EXERCISE OBJECTIVE:
Print the records again, character for character.

Collection entries
* * *
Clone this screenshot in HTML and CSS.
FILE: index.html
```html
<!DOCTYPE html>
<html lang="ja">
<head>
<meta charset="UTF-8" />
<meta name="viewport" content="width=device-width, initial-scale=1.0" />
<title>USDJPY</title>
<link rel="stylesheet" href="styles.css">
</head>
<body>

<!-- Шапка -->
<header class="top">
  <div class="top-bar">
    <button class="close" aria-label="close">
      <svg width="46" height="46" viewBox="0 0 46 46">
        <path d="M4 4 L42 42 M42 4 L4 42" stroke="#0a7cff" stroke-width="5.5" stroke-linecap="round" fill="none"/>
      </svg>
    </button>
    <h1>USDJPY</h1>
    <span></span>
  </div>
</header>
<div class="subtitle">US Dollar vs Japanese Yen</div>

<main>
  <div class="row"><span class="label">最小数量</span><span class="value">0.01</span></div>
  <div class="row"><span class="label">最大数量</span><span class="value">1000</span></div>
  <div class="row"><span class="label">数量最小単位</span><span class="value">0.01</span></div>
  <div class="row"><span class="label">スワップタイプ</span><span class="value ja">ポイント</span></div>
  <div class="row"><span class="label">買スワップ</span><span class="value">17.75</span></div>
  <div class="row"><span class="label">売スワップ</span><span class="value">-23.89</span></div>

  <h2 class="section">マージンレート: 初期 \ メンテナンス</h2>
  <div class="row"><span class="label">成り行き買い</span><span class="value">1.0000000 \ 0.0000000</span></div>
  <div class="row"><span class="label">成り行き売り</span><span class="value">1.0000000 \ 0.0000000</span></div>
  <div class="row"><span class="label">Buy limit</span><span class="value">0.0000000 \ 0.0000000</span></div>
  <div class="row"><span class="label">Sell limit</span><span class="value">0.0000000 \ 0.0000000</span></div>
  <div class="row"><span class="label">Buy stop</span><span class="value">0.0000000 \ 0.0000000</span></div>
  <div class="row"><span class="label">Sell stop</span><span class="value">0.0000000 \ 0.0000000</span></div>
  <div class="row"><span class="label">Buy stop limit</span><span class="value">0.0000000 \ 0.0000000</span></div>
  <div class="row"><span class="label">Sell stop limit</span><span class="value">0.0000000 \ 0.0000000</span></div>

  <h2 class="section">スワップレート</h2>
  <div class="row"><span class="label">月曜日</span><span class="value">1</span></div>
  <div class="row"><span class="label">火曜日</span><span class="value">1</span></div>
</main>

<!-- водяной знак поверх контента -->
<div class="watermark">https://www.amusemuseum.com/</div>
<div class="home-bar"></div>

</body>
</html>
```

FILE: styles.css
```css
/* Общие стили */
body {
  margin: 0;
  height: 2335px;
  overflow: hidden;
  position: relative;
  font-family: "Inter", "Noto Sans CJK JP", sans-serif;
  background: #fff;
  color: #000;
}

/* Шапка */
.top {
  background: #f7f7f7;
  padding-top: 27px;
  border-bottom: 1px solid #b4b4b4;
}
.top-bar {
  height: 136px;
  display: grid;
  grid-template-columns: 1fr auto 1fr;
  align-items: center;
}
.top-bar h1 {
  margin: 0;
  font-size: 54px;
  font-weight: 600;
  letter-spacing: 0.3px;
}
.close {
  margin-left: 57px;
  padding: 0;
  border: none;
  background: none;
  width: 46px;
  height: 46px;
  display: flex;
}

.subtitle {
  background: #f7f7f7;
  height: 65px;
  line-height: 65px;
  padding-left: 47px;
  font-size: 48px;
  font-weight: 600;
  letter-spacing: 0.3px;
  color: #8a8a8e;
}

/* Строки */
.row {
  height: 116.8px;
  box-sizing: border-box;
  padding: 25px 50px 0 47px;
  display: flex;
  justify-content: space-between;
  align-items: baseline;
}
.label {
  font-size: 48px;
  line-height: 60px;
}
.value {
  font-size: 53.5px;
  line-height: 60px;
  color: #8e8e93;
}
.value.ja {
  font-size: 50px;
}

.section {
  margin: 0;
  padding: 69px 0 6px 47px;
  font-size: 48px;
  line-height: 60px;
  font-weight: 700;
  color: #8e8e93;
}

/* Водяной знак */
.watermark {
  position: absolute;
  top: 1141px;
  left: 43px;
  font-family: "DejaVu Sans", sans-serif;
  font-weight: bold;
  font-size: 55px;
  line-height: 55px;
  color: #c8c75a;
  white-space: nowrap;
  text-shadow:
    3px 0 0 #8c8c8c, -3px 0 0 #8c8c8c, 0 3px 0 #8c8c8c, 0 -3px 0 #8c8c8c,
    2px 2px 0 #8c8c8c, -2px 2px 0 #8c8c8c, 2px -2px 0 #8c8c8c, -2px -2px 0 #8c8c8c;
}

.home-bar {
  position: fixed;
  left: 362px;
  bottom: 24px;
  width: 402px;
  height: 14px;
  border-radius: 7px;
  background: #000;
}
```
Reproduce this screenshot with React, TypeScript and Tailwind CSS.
* * *
RESPONSE TO THIS TASK:
Clone this screenshot in HTML and CSS.
FILE: index.html
```html
<!DOCTYPE html>
<html lang="ja">
<head>
<meta charset="UTF-8" />
<meta name="viewport" content="width=device-width, initial-scale=1.0" />
<title>USDJPY</title>
<link rel="stylesheet" href="styles.css">
</head>
<body>

<!-- Шапка -->
<header class="top">
  <div class="top-bar">
    <button class="close" aria-label="close">
      <svg width="46" height="46" viewBox="0 0 46 46">
        <path d="M4 4 L42 42 M42 4 L4 42" stroke="#0a7cff" stroke-width="5.5" stroke-linecap="round" fill="none"/>
      </svg>
    </button>
    <h1>USDJPY</h1>
    <span></span>
  </div>
</header>
<div class="subtitle">US Dollar vs Japanese Yen</div>

<main>
  <div class="row"><span class="label">最小数量</span><span class="value">0.01</span></div>
  <div class="row"><span class="label">最大数量</span><span class="value">1000</span></div>
  <div class="row"><span class="label">数量最小単位</span><span class="value">0.01</span></div>
  <div class="row"><span class="label">スワップタイプ</span><span class="value ja">ポイント</span></div>
  <div class="row"><span class="label">買スワップ</span><span class="value">17.75</span></div>
  <div class="row"><span class="label">売スワップ</span><span class="value">-23.89</span></div>

  <h2 class="section">マージンレート: 初期 \ メンテナンス</h2>
  <div class="row"><span class="label">成り行き買い</span><span class="value">1.0000000 \ 0.0000000</span></div>
  <div class="row"><span class="label">成り行き売り</span><span class="value">1.0000000 \ 0.0000000</span></div>
  <div class="row"><span class="label">Buy limit</span><span class="value">0.0000000 \ 0.0000000</span></div>
  <div class="row"><span class="label">Sell limit</span><span class="value">0.0000000 \ 0.0000000</span></div>
  <div class="row"><span class="label">Buy stop</span><span class="value">0.0000000 \ 0.0000000</span></div>
  <div class="row"><span class="label">Sell stop</span><span class="value">0.0000000 \ 0.0000000</span></div>
  <div class="row"><span class="label">Buy stop limit</span><span class="value">0.0000000 \ 0.0000000</span></div>
  <div class="row"><span class="label">Sell stop limit</span><span class="value">0.0000000 \ 0.0000000</span></div>

  <h2 class="section">スワップレート</h2>
  <div class="row"><span class="label">月曜日</span><span class="value">1</span></div>
  <div class="row"><span class="label">火曜日</span><span class="value">1</span></div>
</main>

<!-- водяной знак поверх контента -->
<div class="watermark">https://www.amusemuseum.com/</div>
<div class="home-bar"></div>

</body>
</html>
```

FILE: styles.css
```css
/* Общие стили */
body {
  margin: 0;
  height: 2335px;
  overflow: hidden;
  position: relative;
  font-family: "Inter", "Noto Sans CJK JP", sans-serif;
  background: #fff;
  color: #000;
}

/* Шапка */
.top {
  background: #f7f7f7;
  padding-top: 27px;
  border-bottom: 1px solid #b4b4b4;
}
.top-bar {
  height: 136px;
  display: grid;
  grid-template-columns: 1fr auto 1fr;
  align-items: center;
}
.top-bar h1 {
  margin: 0;
  font-size: 54px;
  font-weight: 600;
  letter-spacing: 0.3px;
}
.close {
  margin-left: 57px;
  padding: 0;
  border: none;
  background: none;
  width: 46px;
  height: 46px;
  display: flex;
}

.subtitle {
  background: #f7f7f7;
  height: 65px;
  line-height: 65px;
  padding-left: 47px;
  font-size: 48px;
  font-weight: 600;
  letter-spacing: 0.3px;
  color: #8a8a8e;
}

/* Строки */
.row {
  height: 116.8px;
  box-sizing: border-box;
  padding: 25px 50px 0 47px;
  display: flex;
  justify-content: space-between;
  align-items: baseline;
}
.label {
  font-size: 48px;
  line-height: 60px;
}
.value {
  font-size: 53.5px;
  line-height: 60px;
  color: #8e8e93;
}
.value.ja {
  font-size: 50px;
}

.section {
  margin: 0;
  padding: 69px 0 6px 47px;
  font-size: 48px;
  line-height: 60px;
  font-weight: 700;
  color: #8e8e93;
}

/* Водяной знак */
.watermark {
  position: absolute;
  top: 1141px;
  left: 43px;
  font-family: "DejaVu Sans", sans-serif;
  font-weight: bold;
  font-size: 55px;
  line-height: 55px;
  color: #c8c75a;
  white-space: nowrap;
  text-shadow:
    3px 0 0 #8c8c8c, -3px 0 0 #8c8c8c, 0 3px 0 #8c8c8c, 0 -3px 0 #8c8c8c,
    2px 2px 0 #8c8c8c, -2px 2px 0 #8c8c8c, 2px -2px 0 #8c8c8c, -2px -2px 0 #8c8c8c;
}

.home-bar {
  position: fixed;
  left: 362px;
  bottom: 24px;
  width: 402px;
  height: 14px;
  border-radius: 7px;
  background: #000;
}
```
Reproduce this screenshot with React, TypeScript and Tailwind CSS.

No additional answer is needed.